In the budget, Finance Minister Nirmala Sitharaman introduced an apprenticeship program for youths aged 20-30, pledging one crore internship opportunities with the top 500 companies in India. This plan requires each company to take on 20,000 interns, with a stipend of Rs 5,000 per month funded through their CSR contributions. However, this initiative fails to address the core issue of creating substantial job opportunities or fostering entrepreneurial ventures for the highly skilled youth, particularly in light of the record 9.2 per cent unemployment rate.
This so-called corporate Agniveer program does little to tackle the real issue of unemployment. Instead, it seems to trivialise the challenges faced by the youth. By focusing on providing internships rather than creating substantial job opportunities or fostering entrepreneurship, the program fails to address the core problem. It is more a gesture than a solution, leaving the pressing issue of high unemployment largely unaddressed.
The Finance Minister’s focus on women-led development fell short of addressing key issues such as the gender pay gap, job creation for women, tax incentives for savings, and relief from inflation’s impact on household budgets.
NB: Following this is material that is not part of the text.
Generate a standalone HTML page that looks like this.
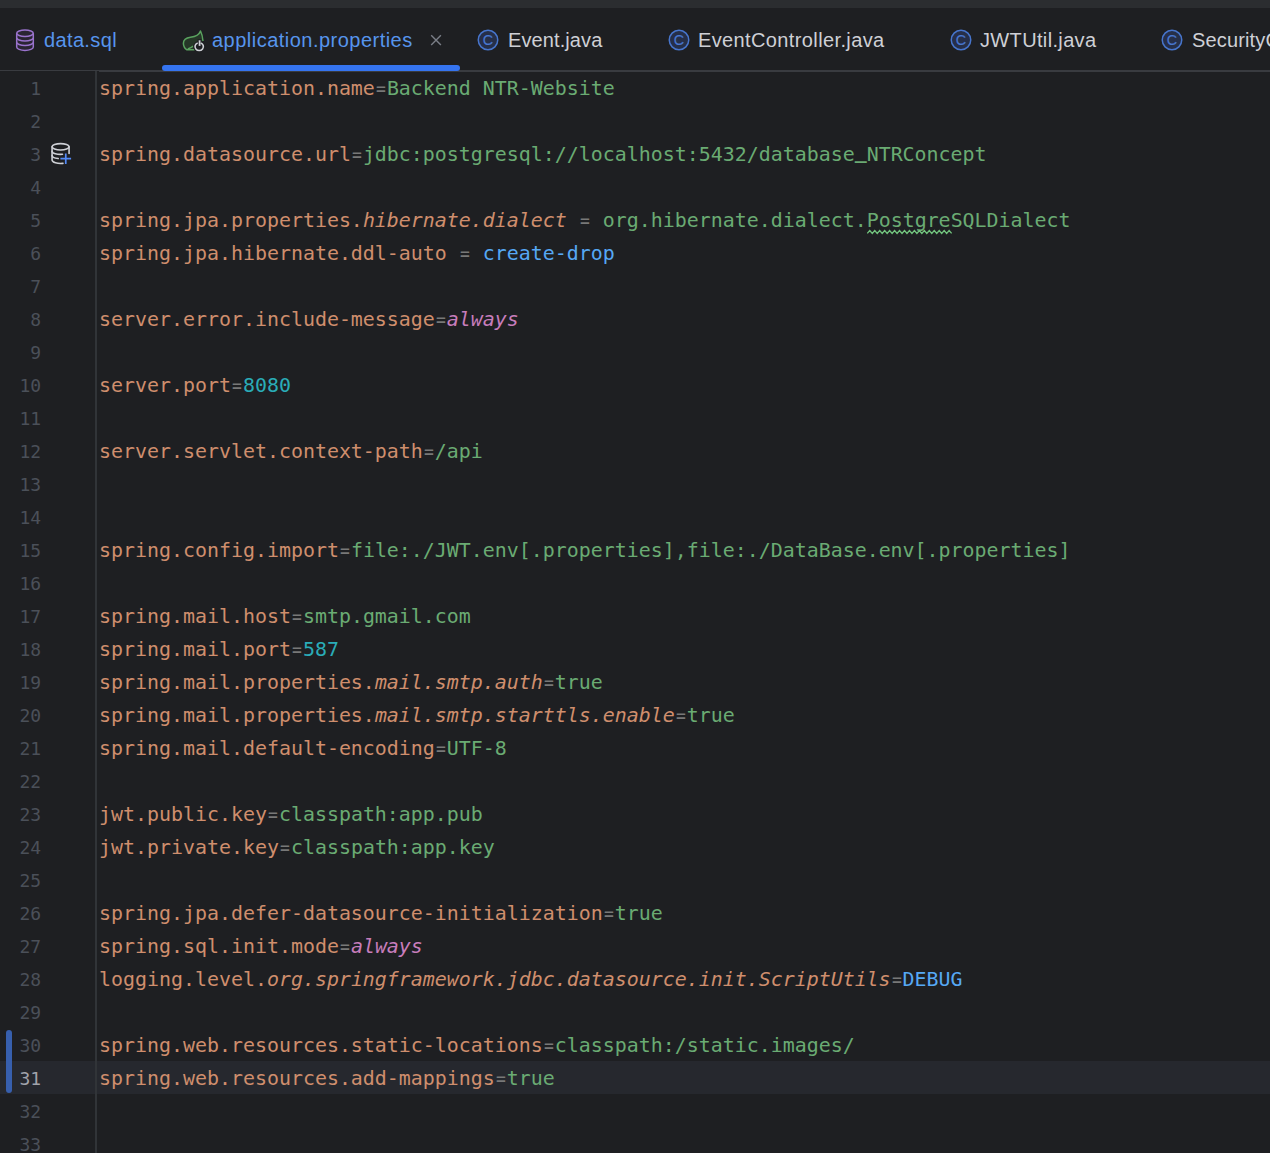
<!DOCTYPE html>
<html><head><meta charset="utf-8"><title>application.properties</title>
<style>
html,body{margin:0;padding:0}
body{width:1270px;height:1153px;overflow:hidden;background:#1e1f22;position:relative;font-family:"Liberation Sans",sans-serif}
.strip{position:absolute;left:0;top:0;width:1270px;height:8px;background:#2b2d30}
.tabline{position:absolute;left:0;top:70px;width:1270px;height:1px;background:#393b40}
.tabline2{position:absolute;left:99px;top:71px;width:1171px;height:1px;background:#393b40}
.under{position:absolute;left:162px;top:65px;width:298px;height:6px;border-radius:3px;background:#3574f0}
.tab{position:absolute;top:25.4px;height:30px;line-height:30px;font-size:20px;color:#ced0d6;white-space:nowrap}
.tab.b{color:#5795ed}
.curline{position:absolute;left:0;top:1061px;width:1270px;height:33px;background:#26282e}
.gline{position:absolute;left:95px;top:71px;width:2px;height:1082px;background:#313438}
.chg{position:absolute;left:5.5px;top:1030px;width:6px;height:63px;border-radius:3px;background:#375fad}
.ln{position:absolute;left:0;width:41px;height:33px;line-height:33px;text-align:right;color:#4b5059;font:18px/33px "DejaVu Sans Mono","Liberation Mono",monospace;letter-spacing:-0.04px}
.ln.cur{color:#a1a3ab}
.cl{position:absolute;left:99px;height:33px;white-space:pre;font:19.93px/33px "DejaVu Sans Mono","Liberation Mono",monospace;color:#bcbec4}
.k,.ki{color:#cf8e6d}.ki{font-style:italic}
.e{color:#787878}
.q{display:inline-block;transform:scaleX(0.82)}
.v,.vw{color:#6aab73}
.us{position:relative;top:-3.5px;font-weight:bold}
.n{color:#2aacb8}
.b{color:#56a8f5}
.p{color:#c77dbb;font-style:italic}
svg{position:absolute;overflow:visible}
</style></head><body>
<div class="strip"></div>
<div class="tabline"></div><div class="tabline2"></div>
<div class="under"></div>
<div class="tab b" style="left:44px;letter-spacing:0.36px">data.sql</div>
<div class="tab b" style="left:212px;letter-spacing:0.48px">application.properties</div>
<div class="tab" style="left:508px;letter-spacing:0.1px">Event.java</div>
<div class="tab" style="left:698px;letter-spacing:0.38px">EventController.java</div>
<div class="tab" style="left:980px;letter-spacing:0.35px">JWTUtil.java</div>
<div class="tab" style="left:1192px;letter-spacing:0.15px">SecurityConfig.java</div>
<div class="curline"></div>
<div class="gline"></div>
<div class="chg"></div>
<div class="ln" style="top:72px">1</div>
<div class="cl" style="top:72px"><span class="k">spring.application.name</span><span class="e"><span class="q">=</span></span><span class="v">Backend NTR-Website</span></div>
<div class="ln" style="top:105px">2</div>
<div class="ln" style="top:138px">3</div>
<div class="cl" style="top:138px"><span class="k">spring.datasource.url</span><span class="e"><span class="q">=</span></span><span class="v">jdbc:postgresql://localhost:5432/database<span class="us">_</span>NTRConcept</span></div>
<div class="ln" style="top:171px">4</div>
<div class="ln" style="top:204px">5</div>
<div class="cl" style="top:204px"><span class="k">spring.jpa.properties.</span><span class="ki">hibernate.dialect</span><span class="e"> <span class="q">=</span> </span><span class="v">org.hibernate.dialect.</span><span class="vw">Postgre</span><span class="v">SQLDialect</span></div>
<div class="ln" style="top:237px">6</div>
<div class="cl" style="top:237px"><span class="k">spring.jpa.hibernate.ddl-auto</span><span class="e"> <span class="q">=</span> </span><span class="b">create-drop</span></div>
<div class="ln" style="top:270px">7</div>
<div class="ln" style="top:303px">8</div>
<div class="cl" style="top:303px"><span class="k">server.error.include-message</span><span class="e"><span class="q">=</span></span><span class="p">always</span></div>
<div class="ln" style="top:336px">9</div>
<div class="ln" style="top:369px">10</div>
<div class="cl" style="top:369px"><span class="k">server.port</span><span class="e"><span class="q">=</span></span><span class="n">8080</span></div>
<div class="ln" style="top:402px">11</div>
<div class="ln" style="top:435px">12</div>
<div class="cl" style="top:435px"><span class="k">server.servlet.context-path</span><span class="e"><span class="q">=</span></span><span class="v">/api</span></div>
<div class="ln" style="top:468px">13</div>
<div class="ln" style="top:501px">14</div>
<div class="ln" style="top:534px">15</div>
<div class="cl" style="top:534px"><span class="k">spring.config.import</span><span class="e"><span class="q">=</span></span><span class="v">file:./JWT.env[.properties],file:./DataBase.env[.properties]</span></div>
<div class="ln" style="top:567px">16</div>
<div class="ln" style="top:600px">17</div>
<div class="cl" style="top:600px"><span class="k">spring.mail.host</span><span class="e"><span class="q">=</span></span><span class="v">smtp.gmail.com</span></div>
<div class="ln" style="top:633px">18</div>
<div class="cl" style="top:633px"><span class="k">spring.mail.port</span><span class="e"><span class="q">=</span></span><span class="n">587</span></div>
<div class="ln" style="top:666px">19</div>
<div class="cl" style="top:666px"><span class="k">spring.mail.properties.</span><span class="ki">mail.smtp.auth</span><span class="e"><span class="q">=</span></span><span class="v">true</span></div>
<div class="ln" style="top:699px">20</div>
<div class="cl" style="top:699px"><span class="k">spring.mail.properties.</span><span class="ki">mail.smtp.starttls.enable</span><span class="e"><span class="q">=</span></span><span class="v">true</span></div>
<div class="ln" style="top:732px">21</div>
<div class="cl" style="top:732px"><span class="k">spring.mail.default-encoding</span><span class="e"><span class="q">=</span></span><span class="v">UTF-8</span></div>
<div class="ln" style="top:765px">22</div>
<div class="ln" style="top:798px">23</div>
<div class="cl" style="top:798px"><span class="k">jwt.public.key</span><span class="e"><span class="q">=</span></span><span class="v">classpath:app.pub</span></div>
<div class="ln" style="top:831px">24</div>
<div class="cl" style="top:831px"><span class="k">jwt.private.key</span><span class="e"><span class="q">=</span></span><span class="v">classpath:app.key</span></div>
<div class="ln" style="top:864px">25</div>
<div class="ln" style="top:897px">26</div>
<div class="cl" style="top:897px"><span class="k">spring.jpa.defer-datasource-initialization</span><span class="e"><span class="q">=</span></span><span class="v">true</span></div>
<div class="ln" style="top:930px">27</div>
<div class="cl" style="top:930px"><span class="k">spring.sql.init.mode</span><span class="e"><span class="q">=</span></span><span class="p">always</span></div>
<div class="ln" style="top:963px">28</div>
<div class="cl" style="top:963px"><span class="k">logging.level.</span><span class="ki">org.springframework.jdbc.datasource.init.ScriptUtils</span><span class="e"><span class="q">=</span></span><span class="b">DEBUG</span></div>
<div class="ln" style="top:996px">29</div>
<div class="ln" style="top:1029px">30</div>
<div class="cl" style="top:1029px"><span class="k">spring.web.resources.static-locations</span><span class="e"><span class="q">=</span></span><span class="v">classpath:/static.images/</span></div>
<div class="ln cur" style="top:1062px">31</div>
<div class="cl" style="top:1062px"><span class="k">spring.web.resources.add-mappings</span><span class="e"><span class="q">=</span></span><span class="v">true</span></div>
<div class="ln" style="top:1095px">32</div>
<div class="ln" style="top:1128px">33</div>
<svg style="left:0;top:0" width="1270" height="72" viewBox="0 0 1270 72">
<path d="M16.7 33.2 V47.0 a8.3 3.2 0 0 0 16.6 0 V33.2 a8.3 3.2 0 0 0 -16.6 0z" fill="#2a2533"/><g fill="none" stroke="#9a73cd" stroke-width="1.5"><ellipse cx="25" cy="33.2" rx="8.3" ry="3.2"/><path d="M16.7 33.2 V47.0 a8.3 3.4000000000000004 0 0 0 16.6 0 V33.2"/><path d="M16.7 37.7 a8.3 3.2 0 0 0 16.6 0"/><path d="M16.7 42.2 a8.3 3.2 0 0 0 16.6 0"/></g>
<path d="M200.5 31 C199.3 34.6 195.5 36.7 190.5 37.3 C186.5 37.8 183.4 40 183.4 43.3 C183.4 46.5 185 48.6 186.6 49.7 H196 L203 49.7 C202.9 43 202 35.5 200.5 31z" fill="#253627"/>
<path d="M203 41 C202.6 36.8 201.8 33.6 200.5 31 C199.3 34.6 195.5 36.7 190.5 37.3 C186.5 37.8 183.4 40 183.4 43.3 C183.4 46.5 185 48.6 186.6 49.7 H194.5 M187.8 49.0 C189.6 48.4 191.6 47.5 193.3 46.2" fill="none" stroke="#5aa25f" stroke-width="1.5" stroke-linejoin="round"/>
<ellipse cx="199.2" cy="46.6" rx="6" ry="5.6" fill="#1e1f22"/>
<rect x="197.6" y="39.2" width="3.8" height="6" fill="#1e1f22"/>
<path d="M197.7 42.95 A4.2 3.9 0 1 0 200.7 42.95" fill="none" stroke="#ced0d6" stroke-width="1.6"/>
<path d="M199.6 40.3 V45.9" fill="none" stroke="#ced0d6" stroke-width="1.8"/>
<path d="M431.2 35.2 L440.9 44.9 M440.9 35.2 L431.2 44.9" stroke="#7a7e87" stroke-width="1.4" fill="none"/>
<circle cx="488" cy="40" r="9.75" fill="#262f49" stroke="#4775cc" stroke-width="1.5"/>
<text x="488" y="45.1" text-anchor="middle" font-family="Liberation Sans, sans-serif" font-size="14.4" fill="#4978d0" stroke="#4978d0" stroke-width="0.15">C</text>
<circle cx="679" cy="40" r="9.75" fill="#262f49" stroke="#4775cc" stroke-width="1.5"/>
<text x="679" y="45.1" text-anchor="middle" font-family="Liberation Sans, sans-serif" font-size="14.4" fill="#4978d0" stroke="#4978d0" stroke-width="0.15">C</text>
<circle cx="961" cy="40" r="9.75" fill="#262f49" stroke="#4775cc" stroke-width="1.5"/>
<text x="961" y="45.1" text-anchor="middle" font-family="Liberation Sans, sans-serif" font-size="14.4" fill="#4978d0" stroke="#4978d0" stroke-width="0.15">C</text>
<circle cx="1172" cy="40" r="9.75" fill="#262f49" stroke="#4775cc" stroke-width="1.5"/>
<text x="1172" y="45.1" text-anchor="middle" font-family="Liberation Sans, sans-serif" font-size="14.4" fill="#4978d0" stroke="#4978d0" stroke-width="0.15">C</text>
</svg>
<svg style="left:0;top:72px" width="1270" height="1081" viewBox="0 72 1270 1081">
<polyline points="867.30,233.4 869.78,230.5 872.26,233.4 874.74,230.5 877.22,233.4 879.70,230.5 882.18,233.4 884.66,230.5 887.14,233.4 889.62,230.5 892.10,233.4 894.58,230.5 897.06,233.4 899.54,230.5 902.02,233.4 904.50,230.5 906.98,233.4 909.46,230.5 911.94,233.4 914.42,230.5 916.90,233.4 919.38,230.5 921.86,233.4 924.34,230.5 926.82,233.4 929.30,230.5 931.78,233.4 934.26,230.5 936.74,233.4 939.22,230.5 941.70,233.4 944.18,230.5 946.66,233.4 949.14,230.5 951.62,233.4" fill="none" stroke="#72c47e" stroke-width="1.3"/>
<g fill="none" stroke="#ced0d6" stroke-width="1.6" stroke-linecap="round">
<ellipse cx="60.57" cy="146.8" rx="8.5" ry="3.2"/>
<path d="M52.07 146.8 V160 A8.5 3.5 0 0 0 63.0 163.35"/>
<path d="M69.07 146.8 V153.4"/>
<path d="M52.07 151.2 A8.5 3.2 0 0 0 62.5 154.32"/>
<path d="M52.07 155.5 A8.5 3.2 0 0 0 58.2 158.57"/>
</g>
<path d="M60.4 158.7 H71.1 M65.76 153.4 V164.1" stroke="#548af7" stroke-width="1.7" fill="none"/>
</svg>
</body></html>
The SAMBAL scheme, an umbrella initiative encompassing various programs like Beti Bachao Beti Padhao, One Stop Centre, Nari Adalat, Mahila Police Volunteer, and Women’s Helpline, appears to have received inadequate support. In the fiscal year 2020-21, the budget for just four of these individual schemes was Rs 640 crores. In comparison, the combined allocation for these programs under SAMBAL for 2024-25 stands at only Rs 629 crores, reflecting a decrease in commitment to women’s issues.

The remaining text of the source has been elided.